** start of Supplied records **
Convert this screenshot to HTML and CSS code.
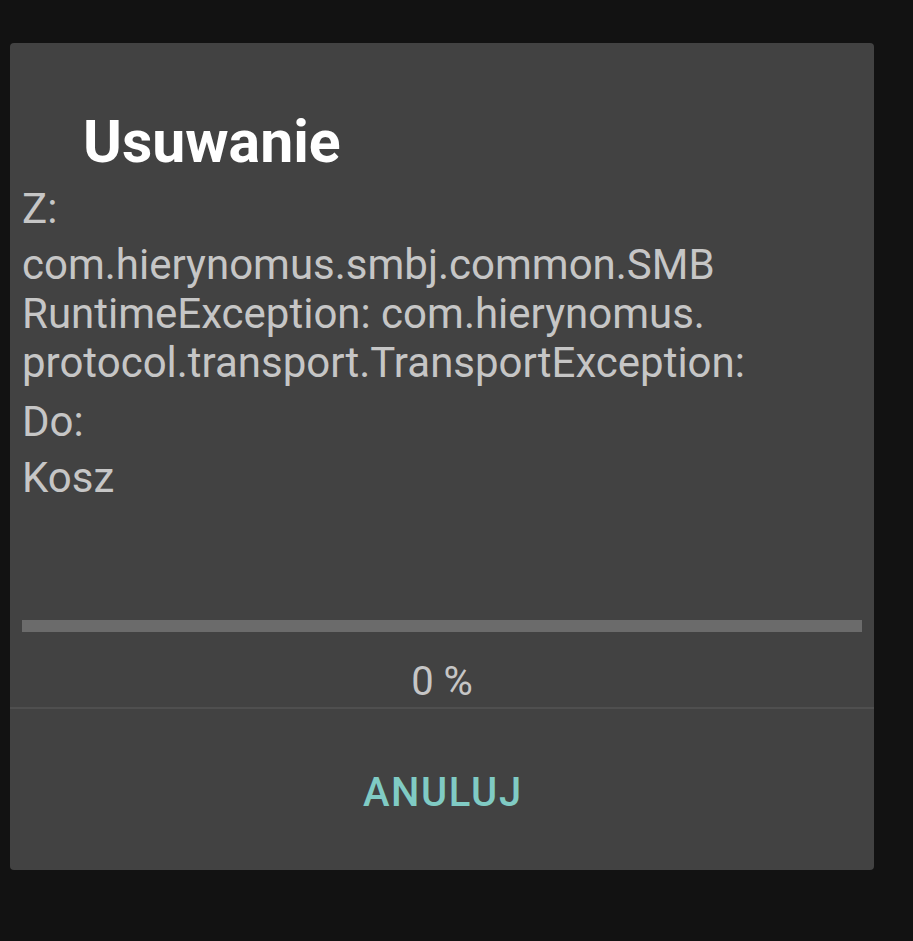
FILE: index.html
```html
<!DOCTYPE html>
<html lang="pl">
<head>
<meta charset="utf-8">
<title>Usuwanie</title>
<link rel="stylesheet" href="styles.css">
</head>
<body>
<div class="dialog">
  <h1 class="title">Usuwanie</h1>
  <div class="content">
    <div class="info">
      <p class="line">Z:</p>
      <p class="line">com.hierynomus.smbj.common.SMB<br>RuntimeException: com.hierynomus.<br>protocol.transport.TransportException:</p>
      <p class="line line-gap">Do:</p>
      <p class="line">Kosz</p>
    </div>
    <div class="progress"><div class="progress-fill" style="width:0%"></div></div>
    <div class="percent">0 %</div>
  </div>
  <div class="divider"></div>
  <div class="actions">
    <button class="btn">ANULUJ</button>
  </div>
</div>
</body>
</html>
```

FILE: styles.css
```css
html, body {
  margin: 0;
  padding: 0;
  background: #121212;
}
body {
  padding: 43px 39px 0 10px;
  font-family: Roboto, "Noto Sans", sans-serif;
}
.dialog {
  background: #424242;
  border-radius: 4px;
  height: 827px;
  display: flex;
  flex-direction: column;
  overflow: hidden;
}
.title {
  margin: 65px 0 0 73px;
  font-size: 59px;
  font-weight: 700;
  line-height: 67px;
  color: #ffffff;
}
.content {
  padding: 9px 12px 0 12px;
}
.info {
  display: flex;
  flex-direction: column;
  gap: 7px;
}
.line {
  margin: 0;
  font-size: 42px;
  line-height: 49px;
  color: #c6c6c6;
}
.line-gap {
  margin-top: 3px;
}
.progress {
  margin-top: 118px;
  height: 12px;
  background: #6b6b6b;
}
.progress-fill {
  height: 100%;
  background: #80cbc4;
}
.percent {
  margin-top: 27px;
  text-align: center;
  font-size: 40px;
  line-height: 46px;
  color: #c6c6c6;
}
.divider {
  margin-top: 2px;
  height: 2px;
  background: #4f4f4f;
}
.actions {
  display: flex;
  justify-content: center;
  margin-top: 61px;
}
.btn {
  background: none;
  border: none;
  padding: 0 0 0 1.6px;
  font-family: Roboto, "Noto Sans", sans-serif;
  font-size: 40px;
  font-weight: 500;
  letter-spacing: 1.6px;
  line-height: 46px;
  color: #80cbc4;
}
```
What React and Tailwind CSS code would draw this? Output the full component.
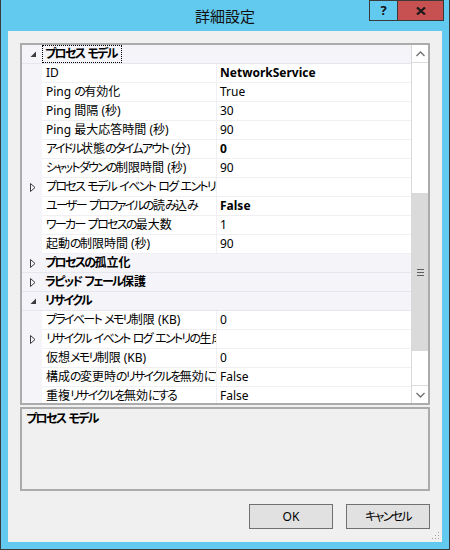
** end of Supplied records **
> Request: Reproduce the records verbatim, omitting all images they contain.

> Complete answer:
Convert this screenshot to HTML and CSS code.
FILE: index.html
```html
<!DOCTYPE html>
<html lang="pl">
<head>
<meta charset="utf-8">
<title>Usuwanie</title>
<link rel="stylesheet" href="styles.css">
</head>
<body>
<div class="dialog">
  <h1 class="title">Usuwanie</h1>
  <div class="content">
    <div class="info">
      <p class="line">Z:</p>
      <p class="line">com.hierynomus.smbj.common.SMB<br>RuntimeException: com.hierynomus.<br>protocol.transport.TransportException:</p>
      <p class="line line-gap">Do:</p>
      <p class="line">Kosz</p>
    </div>
    <div class="progress"><div class="progress-fill" style="width:0%"></div></div>
    <div class="percent">0 %</div>
  </div>
  <div class="divider"></div>
  <div class="actions">
    <button class="btn">ANULUJ</button>
  </div>
</div>
</body>
</html>
```

FILE: styles.css
```css
html, body {
  margin: 0;
  padding: 0;
  background: #121212;
}
body {
  padding: 43px 39px 0 10px;
  font-family: Roboto, "Noto Sans", sans-serif;
}
.dialog {
  background: #424242;
  border-radius: 4px;
  height: 827px;
  display: flex;
  flex-direction: column;
  overflow: hidden;
}
.title {
  margin: 65px 0 0 73px;
  font-size: 59px;
  font-weight: 700;
  line-height: 67px;
  color: #ffffff;
}
.content {
  padding: 9px 12px 0 12px;
}
.info {
  display: flex;
  flex-direction: column;
  gap: 7px;
}
.line {
  margin: 0;
  font-size: 42px;
  line-height: 49px;
  color: #c6c6c6;
}
.line-gap {
  margin-top: 3px;
}
.progress {
  margin-top: 118px;
  height: 12px;
  background: #6b6b6b;
}
.progress-fill {
  height: 100%;
  background: #80cbc4;
}
.percent {
  margin-top: 27px;
  text-align: center;
  font-size: 40px;
  line-height: 46px;
  color: #c6c6c6;
}
.divider {
  margin-top: 2px;
  height: 2px;
  background: #4f4f4f;
}
.actions {
  display: flex;
  justify-content: center;
  margin-top: 61px;
}
.btn {
  background: none;
  border: none;
  padding: 0 0 0 1.6px;
  font-family: Roboto, "Noto Sans", sans-serif;
  font-size: 40px;
  font-weight: 500;
  letter-spacing: 1.6px;
  line-height: 46px;
  color: #80cbc4;
}
```
What React and Tailwind CSS code would draw this? Output the full component.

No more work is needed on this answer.